Secara terminologi, mazhab adalah pendapat imam mujtahid dalam menetapkan suatu hukum Islam dari Alquran dan Hadis serta pemahaman para muridnya mengenai hukum syariat melalui asasi yang telah diqanunkan oleh imam mujtahid tersebut. Jadi yang dikatakan dengan bermazhab adalah mengikuti pendapat imam mazhab dan para muridnya, sehingga seseorang yang beramal sesuai dengan pendapat Imam al-Syafi’i dan para muridnya dikategorikan sebagai seorang yang bermazhab Syafi’i atau dengan sebutan lain, yaitu Syafi’iyah.

Karena itu, tidak ada perbedaan antara Mazhab Syafi’i dan Syafi’iyah, bahkan tidak ada seorang ulama pun yang membedakan makna Mazhab Syafi’i dengan Syafi’iyah.

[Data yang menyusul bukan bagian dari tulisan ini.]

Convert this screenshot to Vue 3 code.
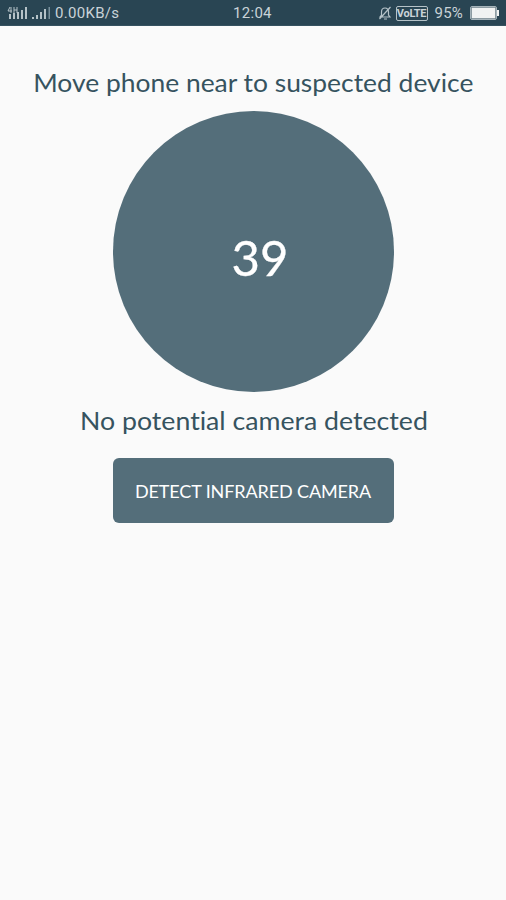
<template>
  <div class="screen">
    <header class="status-bar">
      <svg class="signal" width="44" height="16" viewBox="0 0 44 16">
        <g class="muted">
          <path d="M3 2L1 6h4M4 2v6M7 2v6M10 2v6M7 5h3" class="line" />
          <path d="M2 9h2v5H2zM6 8h2v6H6zM10 7h2v7h-2zM14 5h2v9h-2zM18 2h2v12h-2z" />
          <path d="M25 12h2v2h-2zM29 10h2v4h-2zM33 7h2v7h-2zM37 4h2v10h-2z" />
        </g>
        <path d="M41.500 2h1.500v12h-1.500z" class="faint" />
      </svg>
      <span class="speed">0.00KB/s</span>
      <span class="clock">{{ clock }}</span>
      <div class="right">
        <svg class="bell" width="14" height="14" viewBox="0 0 14 14">
          <path d="M2 11h10l-1.500-2V6c0-2.400-1.200-4-3.500-4S3.500 3.600 3.500 6v3L2 11zM6 13h3M12.500 1L1.500 13" />
        </svg>
        <span class="volte">VoLTE</span>
        <span class="percent">{{ battery }}%</span>
        <svg class="battery" width="29" height="14" viewBox="0 0 29 14">
          <rect x=".5" y=".5" width="26" height="13" rx="1.500" class="shell" />
          <rect x="1.500" y="1.500" width="24" height="11" class="level" />
          <path d="M27 4h2v6h-2z" class="level" />
        </svg>
      </div>
    </header>

    <main class="content">
      <p class="hint">Move phone near to suspected device</p>
      <div class="meter">
        <span class="reading">{{ reading }}</span>
      </div>
      <p class="result">No potential camera detected</p>
      <button class="detect" type="button"><span>DETECT INFRARED CAMERA</span></button>
    </main>
  </div>
</template>

<script setup>
import { ref } from 'vue'

const clock = ref('12:04')
const battery = ref(95)
const reading = ref(39)
</script>

<style>
body {
  background: #fafafa;
}
</style>

<style scoped>
.screen {
  min-height: 900px;
  background: #fafafa;
  font-family: Lato, sans-serif;
}

.status-bar {
  display: grid;
  grid-template-columns: 48px 178px 1fr auto;
  align-items: center;
  box-sizing: border-box;
  height: 26px;
  padding: 1px 7px 0 7px;
  background: #294553;
  border-bottom: 1px solid #365260;
  color: #c9d3d8;
  font-family: Roboto, sans-serif;
  font-size: 15px;
  line-height: 24px;
  white-space: nowrap;
}

.muted {
  fill: #b5c2c8;
}

.line {
  fill: none;
  stroke: #b5c2c8;
}

.faint {
  fill: #78909c;
}

.speed,
.clock {
  letter-spacing: 0.3px;
}

.right {
  display: flex;
  align-items: center;
}

.bell {
  margin-right: 4px;
  fill: none;
  stroke: #b5c2c8;
  stroke-width: 1.2;
}

.volte {
  box-sizing: border-box;
  width: 32px;
  height: 15px;
  margin-right: 7px;
  border: 1px solid #b5c2c8;
  border-radius: 2px;
  font-size: 11px;
  font-weight: 700;
  letter-spacing: -0.3px;
  line-height: 13px;
  text-align: center;
}

.percent {
  margin-right: 7px;
  letter-spacing: 0.2px;
}

.shell {
  fill: none;
  stroke: #a5b3ba;
}

.level {
  fill: #f0f2f2;
}

.content {
  display: flex;
  flex-direction: column;
  align-items: center;
  padding-top: 40px;
}

/* slightly widened letterforms */
.hint,
.result {
  margin: 0;
  padding-left: 1px;
  color: #36535f;
  font-size: 25px;
  font-variant-ligatures: none;
  line-height: 32px;
  white-space: nowrap;
}

.hint {
  transform: scaleX(1.057);
}

.meter {
  display: flex;
  align-items: center;
  justify-content: center;
  box-sizing: border-box;
  width: 281px;
  height: 281px;
  margin-top: 13px;
  padding: 11px 0 0 14px;
  border-radius: 50%;
  background: #546e7a;
}

.reading {
  color: #fff;
  font-size: 49px;
  line-height: 60px;
  -webkit-text-stroke: 0.3px #fff;
}

.result {
  margin-top: 12px;
  transform: scaleX(1.067);
}

.detect {
  width: 281px;
  height: 65px;
  margin-top: 22px;
  padding: 0;
  border: 0;
  border-radius: 6px;
  background: #546e7a;
  color: #fff;
  font-family: inherit;
  font-size: 18px;
  letter-spacing: -0.12px;
}
</style>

Tentunya, bila kita mengerti seluk-beluk mazhab dengan segala qanun asasi yang telah ditetapkan oleh pendirinya, maka menjadi suatu hal aneh bila mempertanyakan kesesuaian antara pendapat Imam al-Syafi’i dengan para muridnya dikarenakan setiap analisa yang lahir dari pemikiran para muridnya tidak pernah terlepas dari aturan baku (qa’idah) Imam al-Syafi’i sendiri.

Perbedaan pemahaman yang timbul antara sesama ulama Syafi’iyah pun bukanlah hal yang perlu diperdebatkan karena para pengikut mazhab Syafi’i telah memiliki kriteria tersendiri dalam memilih dan memilah pendapat-pendapat tersebut melalui klasifikasi mujtahid tarjih (Imam al-Rafi’i dan Imam al-Nawawi) dan para ulama Syafi’iyah lainnya, seperti Imam Ibnu Hajar al-Haitami ataupun Imam al-Ramli yang kapasitas intelektual mereka telah diakui oleh Syafi’iyah di seluruh dunia.

 Praktik keagamaan
Pengamalan ibadah masyarakat Muslim di Indonesia seperti zikir dan doa secara jihar berjamaah bukanlah praktik keliru yang bertentangan dengan mazhab yang dianutnya. Kebolehan zikir dan doa secara jihar ini bukan hanya untuk ta’lim, karena ta’lim hanyalah satu afrad untuk kebolehan secara jihar sebagaimana yang dimaksud oleh Imam al-Syafi’i, bukan satu-satunya afrad. Begitu pula halnya dengan pelaksanaan azan Jumat sebanyak dua kali yang telah dimulai sejak periode Khalifah ‘Utsman bin ‘Affan ra, sementara di masa Nabi saw hanya dilakukan sekali. Apakah menantu Rasul saw ini digolongkan sebagai muta’arridhin (penentang) sunnah Nabi saw, padahal para sahabat lainnya yang masih hidup pada saat itu tidak sedikit pun mempermasalahkannya?

Terkait kutipan tulisan Syaikh Dr Wahbah al-Zuhaili dalam bukunya al-Fiqh al-Syafi’i al-Muyassar (paragaraf 13), AN hanya mengungkapkan redaksi dari satu buku beliau saja tanpa mencoba menelisik pernyataan Syaikh Wahbah al-Zuhaili dalam kitabnya yang lain, al-Fiqh al-Maliki al-Muyassar. Dalam kitab tersebut, Syaikh Wahbah al-Zuhaili menjelaskan tentang kesepakatan para ulama empat mazhab muktabar lainnya tentang sampainya pahala bacaan Alquran dan sedekah yang dihadiahkan kepada orang yang sudah meninggal. Rasanya, kurang bijak bila kita terlalu tergesa-gesa memvonis suatu permasalahan sebagai hal yang terlarang dan diharamkan.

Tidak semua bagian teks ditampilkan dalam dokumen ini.